Mindestens 33 Soldaten waren am Donnerstagabend bei einem Luftangriff in der syrischen Provinz Idlib ums Leben gekommen. Damit sind seit Anfang Februar über 50 türkische Soldaten in Idlib getötet worden.
Erdogans Syrien-Politik liegt in Trümmern. Er hatte die türkische Armee nach Idlib geschickt, um die mit Ankara verbündeten Rebellen in der letzten Bastion der Regierungsgegner in Syrien vor dem Vormarsch der syrischen Armee zu schützen und die Flucht von rund einer Million Menschen aus der Provinz zu verhindern. Gleichzeitig will Erdogan mit dem Militäreinsatz ein Mitspracherecht der Türkei bei Entscheidungen über die Zukunft Syriens durchsetzen.

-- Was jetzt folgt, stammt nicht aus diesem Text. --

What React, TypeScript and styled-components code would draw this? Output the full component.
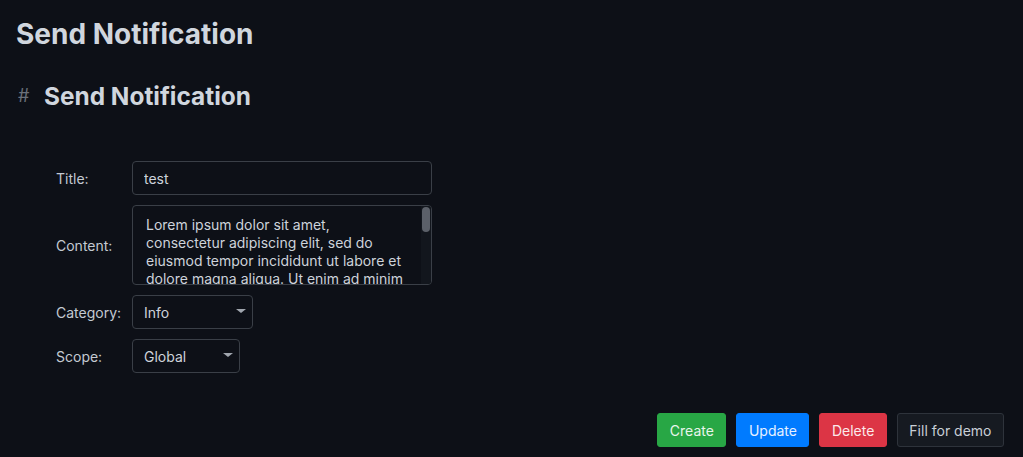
import React, { useState } from "react";
import styled, { createGlobalStyle } from "styled-components";

const Global = createGlobalStyle`
  html, body { margin: 0; padding: 0; background: #0d1017; }
  body { font-family: Inter, "Noto Sans", sans-serif; color: #cdd3db; }
  * { box-sizing: border-box; }
`;

const Page = styled.div`
  min-height: 457px;
  padding: 17px 19px 10px 16px;
  display: flex;
  flex-direction: column;
`;

const Title = styled.h1`
  margin: 0;
  font-size: 28px;
  line-height: 34px;
  font-weight: 700;
  color: #d0d6de;
`;

const Heading = styled.h2`
  margin: 30px 0 0 0;
  display: flex;
  align-items: center;
  font-size: 24.4px;
  line-height: 30px;
  font-weight: 700;
  color: #d0d6de;
`;

const Hash = styled.span`
  width: 28px;
  padding-left: 2px;
  font-size: 18px;
  font-weight: 400;
  color: #6b717b;
`;

const Form = styled.div`
  margin: 50px 0 0 40px;
  display: grid;
  grid-template-columns: 76px auto;
  row-gap: 10px;
  align-items: center;
  justify-items: start;
`;

const Label = styled.label`
  font-size: 14px;
  color: #c4cad2;
`;

const Input = styled.input`
  width: 300px;
  height: 34px;
  padding: 0 11px;
  background: #0d1017;
  border: 1px solid #3a3f47;
  border-radius: 4px;
  color: #cdd3db;
  font: 14px Inter, sans-serif;
  outline: none;
`;

const AreaWrap = styled.div`
  position: relative;
  width: 300px;
  height: 80px;
`;

const TextArea = styled.textarea`
  display: block;
  width: 300px;
  height: 80px;
  padding: 10px 21px 0 13px;
  background: #0d1017;
  border: 1px solid #3a3f47;
  border-radius: 4px;
  color: #cdd3db;
  font: 14px/18px Inter, sans-serif;
  resize: none;
  outline: none;
  overflow-y: hidden;
`;

const Track = styled.div`
  position: absolute;
  top: 1px;
  right: 1px;
  bottom: 1px;
  width: 10px;
  background: #12161d;
  border-radius: 0 3px 3px 0;
`;

const Thumb = styled.div`
  position: absolute;
  top: 1px;
  left: 1px;
  width: 8px;
  height: 25px;
  background: #5b6069;
  border-radius: 4px;
`;

const SelectWrap = styled.div<{ $w: number }>`
  position: relative;
  width: ${(p) => p.$w}px;
`;

const Select = styled.select`
  appearance: none;
  width: 100%;
  height: 34px;
  padding: 0 11px;
  background: #0d1017;
  border: 1px solid #3a3f47;
  border-radius: 4px;
  color: #cdd3db;
  font: 14px Inter, sans-serif;
  outline: none;
`;

const Caret = styled.span`
  position: absolute;
  right: 7px;
  top: 14px;
  width: 0;
  height: 0;
  border-left: 5px solid transparent;
  border-right: 5px solid transparent;
  border-top: 4px solid #a0a6ae;
  pointer-events: none;
`;

const Actions = styled.div`
  margin-top: 40px;
  display: flex;
  justify-content: flex-end;
  gap: 10px;
`;

const variants: Record<string, { bg: string; border: string; color: string }> = {
  green: { bg: "#28a745", border: "#28a745", color: "#e8f5ec" },
  blue: { bg: "#007bff", border: "#007bff", color: "#e6f0ff" },
  red: { bg: "#dc3545", border: "#dc3545", color: "#fbe9eb" },
  dark: { bg: "#161a21", border: "#2e333b", color: "#c9cfd7" },
};

const Button = styled.button<{ $v: string }>`
  height: 34px;
  padding: 0 11.5px;
  border-radius: 3px;
  font: 14px Inter, sans-serif;
  cursor: pointer;
  background: ${(p) => variants[p.$v].bg};
  border: 1px solid ${(p) => variants[p.$v].border};
  color: ${(p) => variants[p.$v].color};
`;

const lorem =
  "Lorem ipsum dolor sit amet, consectetur adipiscing elit, sed do eiusmod tempor incididunt ut labore et dolore magna aliqua. Ut enim ad minim veniam, quis nostrud exercitation ullamco laboris nisi ut aliquip ex ea commodo consequat. Duis aute irure dolor in reprehenderit in voluptate velit esse cillum dolore eu fugiat nulla pariatur.";

export default function App() {
  const [title, setTitle] = useState("test");
  const [content, setContent] = useState(lorem);
  const [category, setCategory] = useState("info");
  const [scope, setScope] = useState("global");
  return (
    <>
      <Global />
      <Page>
        <Title>Send Notification</Title>
        <Heading>
          <Hash>#</Hash>
          Send Notification
        </Heading>
        <Form>
          <Label>Title:</Label>
          <Input value={title} onChange={(e) => setTitle(e.target.value)} />
          <Label>Content:</Label>
          <AreaWrap>
            <TextArea value={content} onChange={(e) => setContent(e.target.value)} />
            <Track>
              <Thumb />
            </Track>
          </AreaWrap>
          <Label>Category:</Label>
          <SelectWrap $w={121}>
            <Select value={category} onChange={(e) => setCategory(e.target.value)}>
              <option value="info">Info</option>
              <option value="warning">Warning</option>
              <option value="error">Error</option>
            </Select>
            <Caret />
          </SelectWrap>
          <Label>Scope:</Label>
          <SelectWrap $w={108}>
            <Select value={scope} onChange={(e) => setScope(e.target.value)}>
              <option value="global">Global</option>
              <option value="user">User</option>
            </Select>
            <Caret />
          </SelectWrap>
        </Form>
        <Actions>
          <Button $v="green">Create</Button>
          <Button $v="blue">Update</Button>
          <Button $v="red">Delete</Button>
          <Button $v="dark">Fill for demo</Button>
        </Actions>
      </Page>
    </>
  );
}
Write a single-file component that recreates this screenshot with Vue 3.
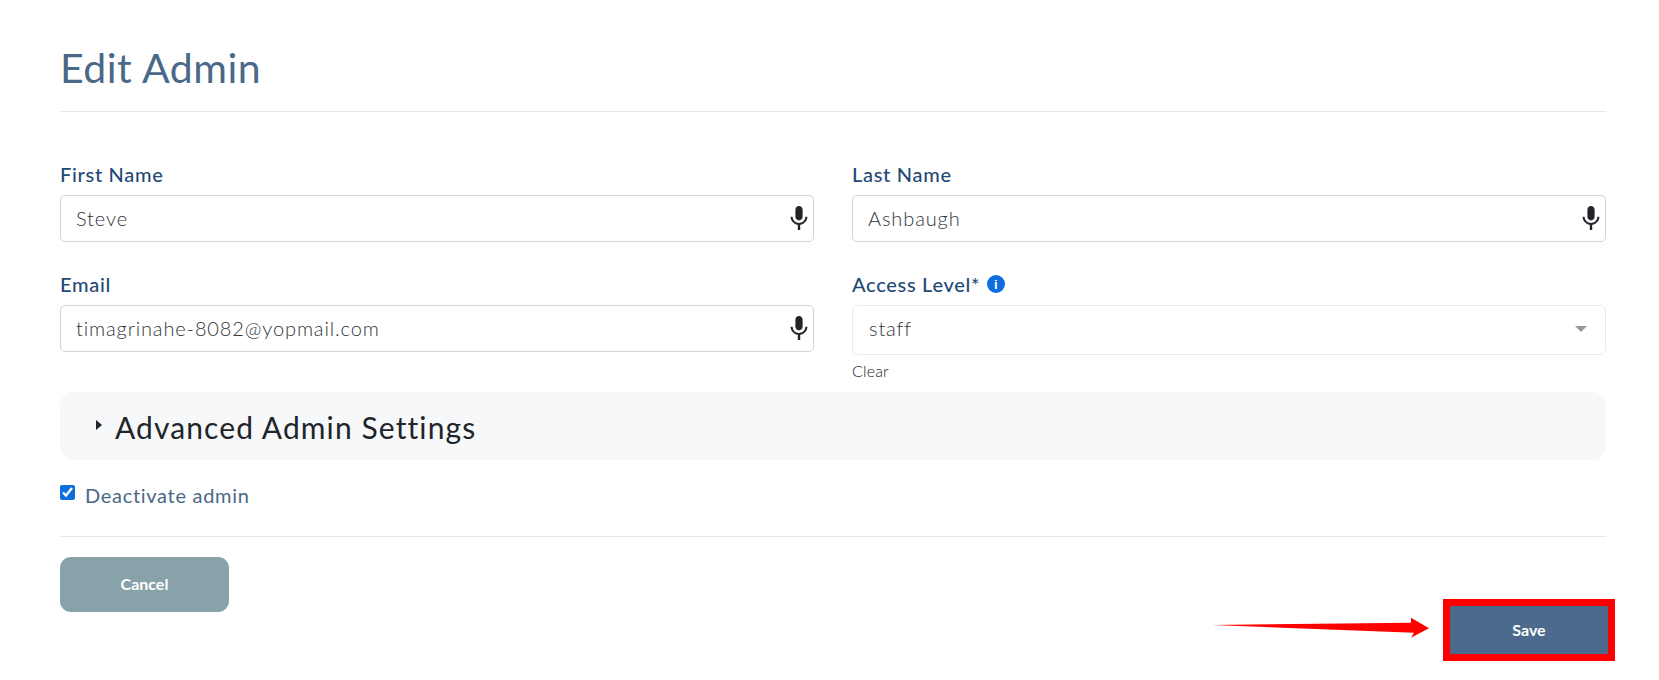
<script setup>
const micPath = 'M12 14c1.66 0 3-1.34 3-3V5c0-1.66-1.34-3-3-3S9 3.34 9 5v6c0 1.66 1.34 3 3 3zm5.3-3c0 3-2.54 5.1-5.3 5.1S6.7 14 6.7 11H5c0 3.41 2.72 6.23 6 6.72V22h2v-4.28c3.28-.48 6-3.3 6-6.72h-1.7z'
</script>

<template>
  <div class="page">
    <h1 class="title">Edit Admin</h1>
    <form class="form" @submit.prevent>
      <div class="grid">
        <div class="field">
          <label>First Name</label>
          <div class="input">
            <span>Steve</span>
            <svg class="mic" viewBox="5 2 14 20"><path :d="micPath" /></svg>
          </div>
        </div>
        <div class="field">
          <label>Last Name</label>
          <div class="input">
            <span>Ashbaugh</span>
            <svg class="mic" viewBox="5 2 14 20"><path :d="micPath" /></svg>
          </div>
        </div>
        <div class="field">
          <label>Email</label>
          <div class="input">
            <span>timagrinahe-8082@yopmail.com</span>
            <svg class="mic" viewBox="5 2 14 20"><path :d="micPath" /></svg>
          </div>
        </div>
        <div class="field">
          <label>Access Level* <span class="info">i</span></label>
          <div class="select">
            <span>staff</span>
            <i class="caret"></i>
          </div>
          <a class="clear">Clear</a>
        </div>
      </div>

      <div class="advanced">
        <i class="tri"></i>
        <span>Advanced Admin Settings</span>
      </div>

      <label class="check">
        <input type="checkbox" checked />
        <span>Deactivate admin</span>
      </label>

      <div class="footer">
        <button class="btn cancel">Cancel</button>
        <button class="btn save">Save</button>
      </div>
    </form>
    <svg class="arrow" width="220" height="22" viewBox="0 0 220 22">
      <polygon points="0,8 199,5.700 199,0.700 217,11.300 199,20.700 202,15.700" fill="#ff0000" />
    </svg>
  </div>
</template>

<style scoped>
* {
  box-sizing: border-box;
  font-family: Lato, "Noto Sans", sans-serif;
}
.page {
  position: relative;
  height: 680px;
  padding: 0 53px 0 60px;
  background: #fff;
  overflow: hidden;
}
.title {
  margin: 0;
  padding: 43px 0 18px;
  font-size: 41px;
  line-height: 50px;
  font-weight: 400;
  letter-spacing: 0.5px;
  color: #4a6888;
  border-bottom: 1px solid #e6e8ea;
}
.form {
  padding-top: 48px;
}
.grid {
  display: grid;
  grid-template-columns: 754px 754px;
  column-gap: 38px;
}
.field {
  min-height: 110px;
}
.field label {
  display: flex;
  align-items: center;
  gap: 7px;
  height: 35px;
  padding-bottom: 7px;
  font-size: 20px;
  font-weight: 500;
  color: #1f4a75;
  letter-spacing: 0.7px;
}
.input {
  display: flex;
  justify-content: space-between;
  align-items: center;
  height: 47px;
  padding: 0 5px 0 15px;
  border: 1px solid #ced4da;
  border-radius: 5px;
  font-size: 20px;
  font-weight: 300;
  color: #2f3439;
  letter-spacing: 0.88px;
}
.input span {
  margin-top: -2px;
}
.mic {
  width: 18px;
  height: 24px;
  margin-top: -2px;
  fill: #212529;
}
.info {
  display: inline-flex;
  align-items: center;
  justify-content: center;
  width: 18px;
  height: 18px;
  border-radius: 50%;
  background: #0d6fde;
  color: #fff;
  font-size: 13px;
  font-weight: 900;
  font-family: "Liberation Sans", sans-serif;
}
.select {
  display: flex;
  justify-content: space-between;
  align-items: center;
  height: 50px;
  padding: 0 18px 0 16px;
  border: 1px solid #e8eaec;
  border-radius: 6px;
  font-size: 20px;
  font-weight: 300;
  color: #2f3439;
  letter-spacing: 0.88px;
}
.select span {
  margin-top: -5px;
}
.caret {
  width: 0;
  height: 0;
  margin-top: -3px;
  border-left: 6px solid transparent;
  border-right: 6px solid transparent;
  border-top: 6px solid #999;
}
.clear {
  display: block;
  margin-top: 7px;
  font-size: 16px;
  font-weight: 300;
  line-height: 18px;
  letter-spacing: 0.15px;
  color: #222;
}
.advanced {
  display: flex;
  align-items: center;
  gap: 13px;
  height: 68px;
  margin-top: 12px;
  padding: 2px 0 0 36px;
  border-radius: 14px;
  background: #f7f8fa;
  font-size: 30px;
  color: #212529;
  letter-spacing: 1.1px;
}
.tri {
  width: 0;
  height: 0;
  margin-top: -4px;
  border-top: 5px solid transparent;
  border-bottom: 5px solid transparent;
  border-left: 6px solid #212529;
}
.check {
  display: flex;
  align-items: center;
  gap: 10px;
  height: 77px;
  padding-bottom: 6px;
  border-bottom: 1px solid #e6e8ea;
  font-size: 20px;
  font-weight: 400;
  color: #4a6888;
  letter-spacing: 0.7px;
}
.check input {
  width: 15px;
  height: 15px;
  margin: 0;
  accent-color: #0d6fde;
  transform: translateY(-3px);
}
.footer {
  display: flex;
  justify-content: space-between;
  align-items: flex-start;
  padding-top: 20px;
}
.btn {
  border: 0;
  padding: 0 0 2px;
  color: #fff;
  font-size: 16px;
  font-weight: 700;
}
.cancel {
  width: 169px;
  height: 55px;
  border-radius: 11px;
  background: #87a2a8;
}
.save {
  width: 158px;
  height: 48px;
  margin-top: 49px;
  margin-right: -2px;
  background: #4c6a8b;
  outline: 7px solid #ff0000;
}
.arrow {
  position: absolute;
  left: 1212px;
  top: 617px;
}
</style>

<style>
html, body {
  margin: 0;
  background: #fff;
}
</style>
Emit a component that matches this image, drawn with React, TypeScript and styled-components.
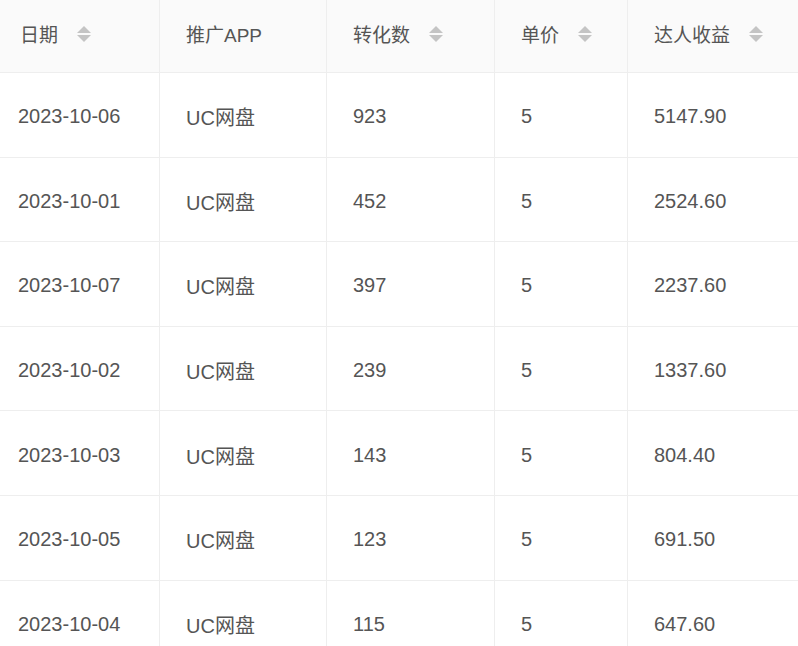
import React from "react";
import styled, { createGlobalStyle } from "styled-components";

const Global = createGlobalStyle`
  html, body { margin: 0; padding: 0; background: #ffffff; }
  body { font-family: "Liberation Sans", Arial, "Noto Sans CJK SC", sans-serif; }
`;

const Table = styled.div`
  display: grid;
  grid-template-columns: 160px 167px 168px 133px 170px;
  width: 798px;
  height: 646px;
  overflow: hidden;
`;

const HeadCell = styled.div<{ $first?: boolean; $last?: boolean }>`
  height: 73px;
  box-sizing: border-box;
  display: flex;
  align-items: center;
  gap: 18px;
  padding-bottom: 5px;
  padding-left: ${(p) => (p.$first ? "20px" : "26px")};
  background: #fafafa;
  color: #555555;
  font-size: 19px;
  font-family: "Liberation Sans", Arial, "Noto Sans CJK SC", sans-serif;
  border-bottom: 1px solid #eeeeee;
  border-right: ${(p) => (p.$last ? "none" : "1px solid #eeeeee")};
`;

const Cell = styled.div<{ $first?: boolean; $last?: boolean }>`
  height: 84.6px;
  display: flex;
  align-items: center;
  padding-top: 4px;
  box-sizing: border-box;
  padding-left: ${(p) => (p.$first ? "18px" : "26px")};
  color: #555555;
  font-size: 20px;
  font-family: "Liberation Sans", Arial, "Noto Sans CJK SC", sans-serif;
  border-bottom: 1px solid #eeeeee;
  border-right: ${(p) => (p.$last ? "none" : "1px solid #eeeeee")};
`;

const SortIcon = styled.svg`
  width: 16px;
  height: 18px;
  flex: none;
`;

const Sorter = () => (
  <SortIcon viewBox="0 0 16 18">
    <path d="M8 1 L15 8 L1 8 Z" fill="#c4c4c4" />
    <path d="M8 17 L15 10 L1 10 Z" fill="#c4c4c4" />
  </SortIcon>
);

const columns = [
  { title: "日期", sort: true },
  { title: "推广APP", sort: false },
  { title: "转化数", sort: true },
  { title: "单价", sort: true },
  { title: "达人收益", sort: true },
];

const rows = [
  ["2023-10-06", "UC网盘", "923", "5", "5147.90"],
  ["2023-10-01", "UC网盘", "452", "5", "2524.60"],
  ["2023-10-07", "UC网盘", "397", "5", "2237.60"],
  ["2023-10-02", "UC网盘", "239", "5", "1337.60"],
  ["2023-10-03", "UC网盘", "143", "5", "804.40"],
  ["2023-10-05", "UC网盘", "123", "5", "691.50"],
  ["2023-10-04", "UC网盘", "115", "5", "647.60"],
];

export default function App() {
  return (
    <>
      <Global />
      <Table>
        {columns.map((c, i) => (
          <HeadCell key={c.title} $first={i === 0} $last={i === columns.length - 1}>
            <span>{c.title}</span>
            {c.sort && <Sorter />}
          </HeadCell>
        ))}
        {rows.map((r, ri) =>
          r.map((v, ci) => (
            <Cell key={`${ri}-${ci}`} $first={ci === 0} $last={ci === r.length - 1}>
              {v}
            </Cell>
          ))
        )}
      </Table>
    </>
  );
}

Erdogan, der im Syrien-Konflikt einen Sturz von Präsident Baschar alAssad anstrebt, hat der syrischen Armee ein Ultimatum gesetzt: Bis zu diesem Samstag sollen sich die Regierungsverbände aus Idlib zurückziehen, sonst werde die türkische Armee nachhelfen. Da Russland die Einheiten Assads unterstützt, drohen damit auch Auseinandersetzungen zwischen dem Nato-Land Türkei und der russischen Luftwaffe. Offenbar hoffte Erdogan darauf, dass Russland und Syrien im letzten Moment nachgeben und eine Rolle der Türkei im Nachkriegs-Syrien akzeptieren.
Der Tod der 33 Soldaten wirft Erdogans Pläne über den Haufen. Russland hat in Idlib die Lufthoheit. Das Moskauer Verteidigungsministerium erklärte am Freitag, die von dem syrischen Luftangriff getroffenen Soldaten seien zusammen mit „Terroristen“im Einsatz gewesen: So bezeichnen Russland und Syrien die Türkeitreuen Rebellen. Offiziellen türkischen Angaben zufolge starben die 33 Soldaten durch einen Angriff syrischer Kampfjets, doch einige Experten nehmen an, dass die russische Luftwaffe die Soldaten tötete.
Die Eskalation hängt mit der drastischen Verschlechterung der türkisch-russischen Beziehungen zusammen. Über Jahre kooperierten Ankara und Moskau in Syrien, obwohl sie auf verschiedenen Seiten des Konflikts stehen. Doch in Idlib können sie ihre Interessengegensätze nicht mehr ausblenden. Der Kreml will den Syrienkrieg mit einem Erfolg Assads in Idlib beenden. Erdogan telefonierte am Freitag mit Kremlchef Wladimir Putin, den er bald persönlich treffen will. Doch das wird kaum etwas an den Differenzen ändern.
Russland wolle die Türkei aus Syrien herausdrängen, schrieb Burhanettin Duran, ein außenpolitischer Berater Erdogans, in der Zeitung „Daily Sabah“. Moskau verlegte am Freitag zwei Kriegsschiffe vor die syrische Küste. In ihrer Not spielt die Türkei nun die Flüchtlingskarte und will so die Hilfe ihrer westlichen Partner einfordern, die sie in den vergangenen Jahren unter anderem mit dem Kauf des russischen Flugabwehrsystems S-400 verärgert hatte. Ob das gelingt, ist am Freitag fraglich. EU und Nato zeigen sich zwar bestürzt über die Eskalation in Idlib. Von einer konkreten Unterstützung der Türkei redet aber niemand.